Short task =
Locate each line below that includes "styles" and reproduce it.

Information provided =
-- START --

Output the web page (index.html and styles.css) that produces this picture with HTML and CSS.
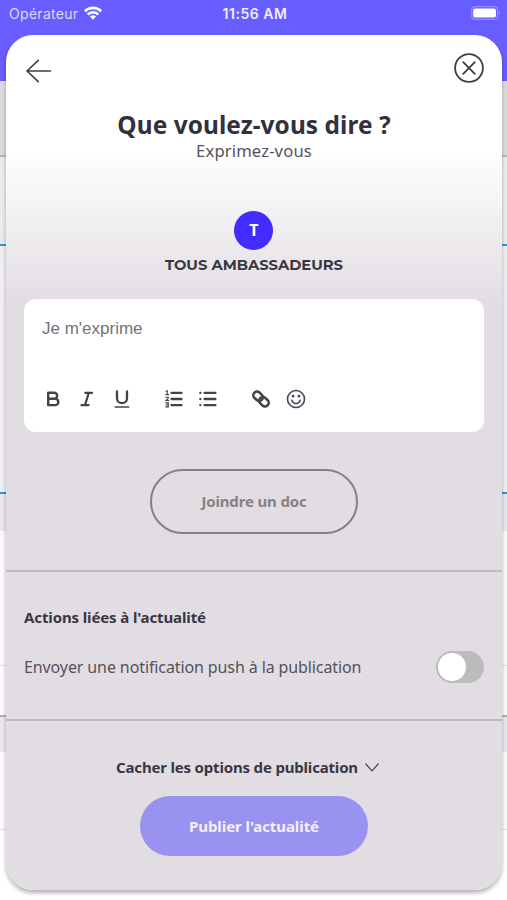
FILE: index.html
```html
<!DOCTYPE html>
<html lang="fr">
<head>
    <meta charset="UTF-8">
    <meta name="viewport" content="width=device-width, initial-scale=1.0">
    <title>Que voulez-vous dire ?</title>
    <link rel="stylesheet" href="styles.css">
</head>
<body>
    <!-- feed behind the modal -->
    <div class="feed">
        <header class="status-bar">
            <div class="carrier">
                <span class="carrier-name">Opérateur</span>
                <svg width="18" height="14" viewBox="0 0 18 14" fill="none" stroke="#fff" stroke-width="2.6">
                    <path d="M.8 5.2C5.5 .7 12.5 .7 17.2 5.2"/>
                    <path d="M3.7 8.5C6.8 5.6 11.2 5.6 14.3 8.5"/>
                    <path d="M6 10.6Q9 8.1 12 10.6L9 13.7Z" fill="#fff" stroke="none"/>
                </svg>
            </div>
            <span class="time">11:56 AM</span>
            <svg class="battery" width="30" height="14" viewBox="0 0 30 14">
                <rect x=".7" y=".7" width="26" height="12.6" rx="3.5" fill="none" stroke="#958dff" stroke-width="1.2"/>
                <rect x="2.2" y="2.4" width="22.8" height="9.2" rx="2" fill="#fff"/>
                <path d="M28 5v4c1.6-.6 1.6-3.4 0-4z" fill="#958dff"/>
            </svg>
        </header>
        <div class="feed-tabs"></div>
        <div class="feed-filter"></div>
        <div class="feed-post"></div>
        <div class="feed-gap"></div>
        <div class="feed-card"></div>
        <div class="feed-actions"></div>
        <div class="feed-gap short"></div>
        <div class="feed-card last"></div>
    </div>

    <main class="modal">
        <nav class="modal-nav">
            <button class="icon-button back" aria-label="Retour">
                <svg width="26" height="24" viewBox="0 0 26 24" fill="none" stroke="#3f3b48" stroke-width="1.6" stroke-linecap="round" stroke-linejoin="round">
                    <path d="M24.5 12H1M12.2 1.4L1 12l11.2 10.6"/>
                </svg>
            </button>
            <button class="icon-button" aria-label="Fermer">
                <svg width="30" height="30" viewBox="0 0 30 30" fill="none" stroke="#3f3b48" stroke-width="1.8" stroke-linecap="round">
                    <circle cx="15" cy="15" r="13.9"/>
                    <path d="M9.2 9.2l11.6 11.6M20.8 9.2L9.2 20.8"/>
                </svg>
            </button>
        </nav>

        <h1>Que voulez-vous dire ?</h1>
        <p class="subtitle">Exprimez-vous</p>

        <div class="group">
            <span class="avatar">T</span>
            <span class="group-name">TOUS AMBASSADEURS</span>
        </div>

        <section class="editor">
            <div class="placeholder">Je m'exprime</div>
            <div class="toolbar">
                <svg width="18" height="18" viewBox="0 0 18 18" fill="none" stroke="#444" stroke-width="2.4" stroke-linejoin="round">
                    <path d="M4.2 2.8h6a3 3 0 0 1 0 6H4.2zM4.2 8.8h7a3.1 3.1 0 0 1 0 6.3H4.2z"/>
                </svg>
                <svg width="18" height="18" viewBox="0 0 18 18" fill="none" stroke="#444" stroke-width="2.2" stroke-linecap="round">
                    <path d="M7.3 2.8h6.8M3.4 15.1h7.2M10.8 2.8L7 15.1"/>
                </svg>
                <svg width="18" height="18" viewBox="0 0 18 18" fill="none" stroke="#444" stroke-width="2.3" stroke-linecap="round">
                    <path d="M4 1.4v6.8a5 5 0 0 0 10 0V1.4"/>
                    <path d="M2.2 17h13.6" stroke-width="1.3"/>
                </svg>
                <svg class="list" width="18" height="18" viewBox="0 0 18 18" fill="none" stroke="#444" stroke-width="2.3" stroke-linecap="round">
                    <path d="M6.5 2.9h10M6.5 9h10M6.5 15.2h10"/>
                    <path d="M1 1.3l1.2-.6v3.9M.8 4.6h2.8M.8 7.2h2.4v1.2L.9 10.5h2.7M.8 12.9h2.5v4H.8M1.3 14.9h2" stroke-width="1.1"/>
                </svg>
                <svg width="18" height="18" viewBox="0 0 18 18" fill="none" stroke="#444" stroke-width="2.3" stroke-linecap="round">
                    <path d="M5.6 2.9h10.8M5.6 9h10.8M5.6 15.2h10.8"/>
                    <path d="M1.3 2.9h.1M1.3 9h.1M1.3 15.2h.1"/>
                </svg>
                <svg class="link" width="18" height="18" viewBox="0 0 18 18" fill="none" stroke="#444" stroke-width="2.5">
                    <rect x=".9" y="2.6" width="10.4" height="7.4" rx="3.7" transform="rotate(42 6.1 6.3)"/>
                    <rect x="6.7" y="8" width="10.4" height="7.4" rx="3.7" transform="rotate(42 11.9 11.7)"/>
                </svg>
                <svg width="20" height="20" viewBox="0 0 20 20" fill="none" stroke="#444855" stroke-width="1.6" stroke-linecap="round">
                    <circle cx="10" cy="10" r="8.5"/>
                    <path d="M6 11.4a4.1 4.1 0 0 0 8 0"/>
                    <circle cx="7.1" cy="7.2" r=".6" fill="#444855"/>
                    <circle cx="12.9" cy="7.2" r=".6" fill="#444855"/>
                </svg>
            </div>
        </section>

        <button class="attach">Joindre un doc</button>

        <section class="options">
            <h2>Actions liées à l'actualité</h2>
            <div class="option-row">
                <span>Envoyer une notification push à la publication</span>
                <div class="switch"><div class="knob"></div></div>
            </div>
        </section>

        <div class="toggle-options">
            <span>Cacher les options de publication</span>
            <svg width="14" height="9" viewBox="0 0 14 9" fill="none" stroke="#4a4652" stroke-width="1.2" stroke-linecap="round" stroke-linejoin="round">
                <path d="M.8 1L7 7.8 13.2 1"/>
            </svg>
        </div>
        <button class="publish">Publier l'actualité</button>
    </main>
</body>
</html>
```
FILE: styles.css
```css
* {
    box-sizing: border-box;
}
body {
    margin: 0;
    width: 507px;
    height: 900px;
    position: relative;
    overflow: hidden;
    font-family: 'Noto Sans', sans-serif;
    color: #3a3745;
    background: #fff;
}
svg {
    display: block;
    flex: none;
}
button {
    font-family: inherit;
    border: none;
    padding: 0;
    cursor: pointer;
}

/* feed */
.feed {
    display: flex;
    flex-direction: column;
    height: 900px;
}
.status-bar {
    height: 81px;
    flex: none;
    padding: 6px 6px 0 9px;
    display: grid;
    grid-template-columns: 1fr auto 1fr;
    align-items: start;
    background: #685dff;
    color: #fff;
    font-family: Inter, sans-serif;
    font-size: 14px;
    line-height: 16px;
}
.carrier {
    display: flex;
    gap: 6px;
}
.carrier-name {
    color: #dedbff;
    letter-spacing: 0.3px;
}
.time {
    font-weight: 600;
    color: #f0eeff;
    letter-spacing: 0.55px;
}
.battery {
    justify-self: end;
}
.feed-tabs {
    height: 76px;
    background: #dedbdf;
    border-bottom: 2px solid #b9b7bb;
}
.feed-filter {
    height: 89px;
    background: #ececee;
    border-bottom: 2px solid #229ddb;
}
.feed-post {
    height: 248px;
    background: #f0f0f2;
    border-bottom: 2px solid #229ddb;
}
.feed-gap {
    height: 37px;
    background: #e9e9eb;
}
.feed-card {
    height: 135px;
    background: #fbfbfb;
    border-bottom: 1px solid #e0e0e2;
}
.feed-actions {
    height: 51px;
    background: #fbfbfb;
    border-bottom: 2px solid #b0afb2;
}
.feed-gap.short {
    height: 35px;
}
.feed-card.last {
    height: 78px;
}

/* modal */
.modal {
    position: absolute;
    top: 35px;
    left: 6px;
    width: 496px;
    height: 855px;
    border-radius: 27px;
    background: linear-gradient(#fff 0, #fff 115px, #e2dde3 268px);
    box-shadow: 0 3px 4px rgba(0, 0, 0, 0.3);
    display: flex;
    flex-direction: column;
    align-items: center;
}
.modal-nav {
    width: 100%;
    padding: 18px 18px 0 20px;
    display: flex;
    justify-content: space-between;
}
.icon-button {
    background: none;
}
.icon-button.back {
    padding-top: 5px;
}
h1 {
    margin: 26px 0 0;
    font-size: 24.4px;
    line-height: 32px;
    letter-spacing: 0.07px;
    color: #34313f;
}
.subtitle {
    margin: 0;
    font-size: 16.6px;
    line-height: 20px;
    letter-spacing: 0.15px;
    color: #55525c;
}
.group {
    margin-top: 50px;
    display: flex;
    flex-direction: column;
    align-items: center;
}
.avatar {
    width: 39px;
    height: 39px;
    border-radius: 50%;
    background: #432cff;
    color: #fff;
    font-size: 16px;
    font-weight: 700;
    line-height: 38px;
    text-align: center;
}
.group-name {
    margin-top: 6px;
    font-family: Montserrat, Inter, sans-serif;
    font-size: 14.7px;
    font-weight: 700;
    line-height: 19px;
}
.editor {
    width: 460px;
    height: 133px;
    margin-top: 24px;
    padding: 20px 18px 0;
    border-radius: 12px;
    background: #fff;
}
.placeholder {
    font-family: 'Liberation Sans', Arial, sans-serif;
    font-size: 17px;
    line-height: 20px;
    color: #747474;
}
.toolbar {
    margin: 50px 0 0 2px;
    height: 20px;
    display: flex;
    align-items: center;
    gap: 16.3px;
}
.toolbar .list {
    margin-left: 18px;
}
.toolbar .link {
    margin-left: 18.5px;
}
.attach {
    width: 208px;
    height: 65px;
    margin-top: 37px;
    padding-bottom: 1px;
    border: 2px solid #868187;
    border-radius: 33px;
    background: transparent;
    color: #868187;
    font-size: 15px;
    font-weight: 700;
    letter-spacing: -0.15px;
}
.options {
    width: 100%;
    height: 151px;
    margin-top: 36px;
    padding: 35px 18px 0;
    border-top: 2px solid #c0bbc1;
    border-bottom: 2px solid #c0bbc1;
}
h2 {
    margin: 0;
    font-size: 15px;
    line-height: 20px;
    letter-spacing: -0.12px;
}
.option-row {
    margin-top: 24px;
    display: flex;
    justify-content: space-between;
    align-items: center;
    font-size: 16px;
    letter-spacing: -0.11px;
    color: #55525c;
}
.switch {
    width: 48px;
    height: 32px;
    padding: 2px;
    border-radius: 16px;
    background: #bcbcbc;
}
.knob {
    width: 28px;
    height: 28px;
    border-radius: 50%;
    background: #fff;
}
.toggle-options {
    margin: 35px 13px 0 0;
    display: flex;
    align-items: center;
    gap: 7px;
    font-size: 15px;
    font-weight: 700;
    line-height: 22px;
    letter-spacing: -0.18px;
}
.publish {
    width: 228px;
    height: 60px;
    margin-top: 18px;
    border-radius: 30px;
    background: #9a92f0;
    color: #f3f0ff;
    font-size: 15px;
    font-weight: 700;
    letter-spacing: -0.07px;
}
```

-- END --

Final answer =
Output the web page (index.html and styles.css) that produces this picture with HTML and CSS.
    <link rel="stylesheet" href="styles.css">
FILE: styles.css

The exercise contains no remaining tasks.